Bowman needs to use this newfound time on his hands to his advantage. Yes, the Hawks could go to camp with this team and probably be pretty decent, especially with a re-energized Joel Quenneville. But pretty decent isn’t enough. This team isn’t special right now and for the first time in two years, Bowman can and should make pure hockey deals. Brian Campbell was a salary dump last summer. Troy Brouwer basically was too. As were Dustin Byfuglien, Kris Versteeg and many others the year before. It’s time for the Hawks to do something bold or at least try to. Maybe this weekend at the NHL draft in Pittsburgh will be that moment. It’s where many a trade are consummated.
Goaltender Alexander Salak had high hopes when he was lured from Europe last offseason but the Hawks released him just one year into a two year $1.2 million deal.
“When he came over a year ago he was very hopeful of making the NHL and he was close,” Bowman said. “He just had an up and down year and got injured. That provided the opportunity for Carter Hutton to come up and he really surprised all of us how well he played.”

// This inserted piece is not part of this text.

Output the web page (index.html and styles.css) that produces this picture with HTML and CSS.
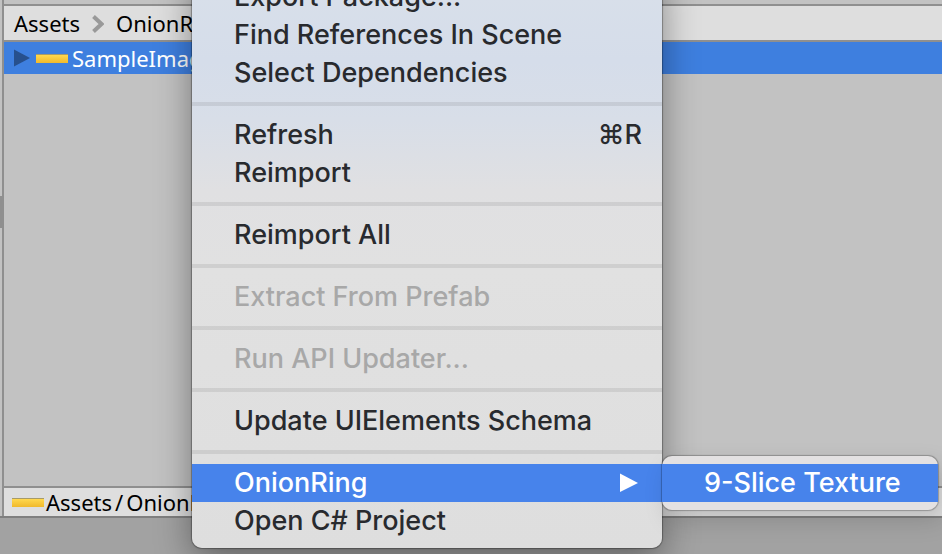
FILE: index.html
```html
<!DOCTYPE html>
<html lang="en">
<head>
<meta charset="utf-8">
<title>Project</title>
<link rel="stylesheet" href="styles.css">
</head>
<body>
<main class="window">
  <div class="gutter"><div class="gutter-thumb"></div></div>
  <section class="panel">
    <nav class="crumbs" aria-label="Folder path">
      <a href="#">Assets</a>
      <svg class="chevron" viewBox="0 0 12 18" aria-hidden="true"><path d="M1.500 1.500 9.500 9 1.500 16.500" /></svg>
      <a href="#">OnionRing</a>
    </nav>
    <div class="asset-row">
      <svg class="disclosure" viewBox="0 0 16 18" aria-hidden="true"><path d="M0 0.500 16 9 0 17.500z"/></svg>
      <span class="thumb"></span>
      <span>SampleImage</span>
    </div>
    <div class="assets"></div>
    <footer class="path">
      <span class="thumb"></span>
      <span>Assets<span class="slash">/</span>OnionRing</span>
    </footer>
  </section>
</main>

<ul class="menu main-menu">
  <li><button type="button">Export Package...</button></li>
  <li><button type="button">Find References In Scene</button></li>
  <li><button type="button">Select Dependencies</button></li>
  <li class="separator"></li>
  <li><button type="button">Refresh <kbd>⌘R</kbd></button></li>
  <li><button type="button">Reimport</button></li>
  <li class="separator"></li>
  <li><button type="button">Reimport All</button></li>
  <li class="separator"></li>
  <li><button type="button" disabled>Extract From Prefab</button></li>
  <li class="separator"></li>
  <li><button type="button" disabled>Run API Updater...</button></li>
  <li class="separator"></li>
  <li><button type="button">Update UIElements Schema</button></li>
  <li class="separator"></li>
  <li class="has-submenu">
    <button type="button" class="selected" aria-haspopup="true" aria-expanded="true">OnionRing
      <svg class="arrow" viewBox="0 0 18 20" aria-hidden="true"><path d="M0 1.500 18 11 0 20z"/></svg>
    </button>
    <ul class="menu submenu">
      <li><button type="button" class="selected">9-Slice Texture</button></li>
    </ul>
  </li>
  <li><button type="button">Open C# Project</button></li>
</ul>
</body>
</html>
```

FILE: styles.css
```css
* {
  box-sizing: border-box;
}

body {
  margin: 0;
  height: 100vh;
  overflow: hidden;
  position: relative;
  background: #a2a2a2;
  font-family: "Noto Sans", sans-serif;
  font-size: 22px;
  color: #000;
}

.window {
  display: flex;
  height: calc(100vh - 36px);
  background: #c2c2c2;
  border-bottom: 2px solid #7f7f7f;
}

.gutter {
  width: 4px;
  padding-top: 196px;
  border-right: 2px solid #8f8f8f;
}

.gutter-thumb {
  height: 32px;
  background: #8f8f8f;
}

.panel {
  flex: 1;
  display: flex;
  flex-direction: column;
  margin-top: 4px;
  border-top: 2px solid #8f8f8f;
  white-space: nowrap;
}

.crumbs {
  display: flex;
  align-items: center;
  gap: 12px;
  height: 36px;
  padding-left: 10px;
  background: #dedede;
  border-bottom: 2px solid #8f8f8f;
}

.crumbs a {
  color: inherit;
  text-decoration: none;
}

.chevron {
  width: 12px;
  height: 18px;
  margin-top: 2px;
  fill: none;
  stroke: #999;
  stroke-width: 4;
}

.asset-row {
  display: flex;
  align-items: center;
  gap: 4px;
  height: 32px;
  padding-left: 10px;
  background: #3e7fdf;
  color: #fff;
}

.disclosure {
  width: 16px;
  height: 18px;
  margin-right: 2px;
  fill: #27508d;
}

.thumb {
  width: 32px;
  height: 9px;
  background: linear-gradient(#ffd84f, #f0b92c);
  border-top: 1px solid #a79b68;
}

.assets {
  flex: 1;
}

.path {
  display: flex;
  align-items: center;
  gap: 2px;
  height: 30px;
  padding-left: 8px;
  background: #dedede;
  border-top: 2px solid #8f8f8f;
}

.slash {
  margin: 0 3px;
}

.menu {
  position: absolute;
  margin: 0;
  padding: 8px 0;
  list-style: none;
  font-family: Inter, "DejaVu Sans", sans-serif;
  font-size: 27px;
  font-weight: 450;
  border-radius: 10px;
  white-space: nowrap;
}

.main-menu {
  top: -30px;
  left: 192px;
  width: 470px;
  background: linear-gradient(#d9e0ea 0, #d5ddea 90px, #d8dee8 150px, #e0e0e2 220px, #e1e1e1 300px, #dedede 100%);
  box-shadow: 0 0 1px 1px rgba(0, 0, 0, 0.3), 0 12px 36px rgba(0, 0, 0, 0.4);
}

.menu button {
  display: flex;
  align-items: center;
  justify-content: space-between;
  width: 100%;
  height: 38px;
  padding: 0 20px 2px 42px;
  border: 0;
  background: transparent;
  color: #282a2e;
  font: inherit;
  text-align: left;
}

.menu button:disabled {
  color: #a8a8a8;
}

.menu button.selected {
  background: #4783eb;
  color: #fff;
}

.menu kbd {
  font: inherit;
}

.separator {
  height: 24px;
  padding: 10px 0;
  background: rgba(0, 0, 0, 0.08) content-box;
}

.has-submenu {
  position: relative;
}

.arrow {
  width: 18px;
  height: 20px;
  margin-right: 4px;
  fill: #fff;
}

.submenu {
  top: -8px;
  left: 100%;
  width: 276px;
  background: #e3e1e2;
  box-shadow: 0 0 1px 1px rgba(0, 0, 0, 0.25), 6px 10px 24px rgba(0, 0, 0, 0.15);
}
```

Bowman gave Salak a one-way contract meaning he was paid $600,000 to play in the minors. Count that as a mistake. Salak wasn’t exactly the greatest prospect to come down the pike, despite a decent season in Europe the year before. And if he didn’t want to come to the states on a two-way deal then he should have just stayed overseas but that’s not how the Hawks saw it. Bowman eventually cut loose a player that simply didn’t want to be in the minors anymore.
“He made it clear his objective was not to play in the AHL next year so at that point we were ready to move on,” Bowman stated. “Those things happen sometimes. Players have to have their heart in it in order for it to work. And I think he wasn’t too excited with the prospect of spending another year the way he did last year. He indicated he wanted to go back to Europe.”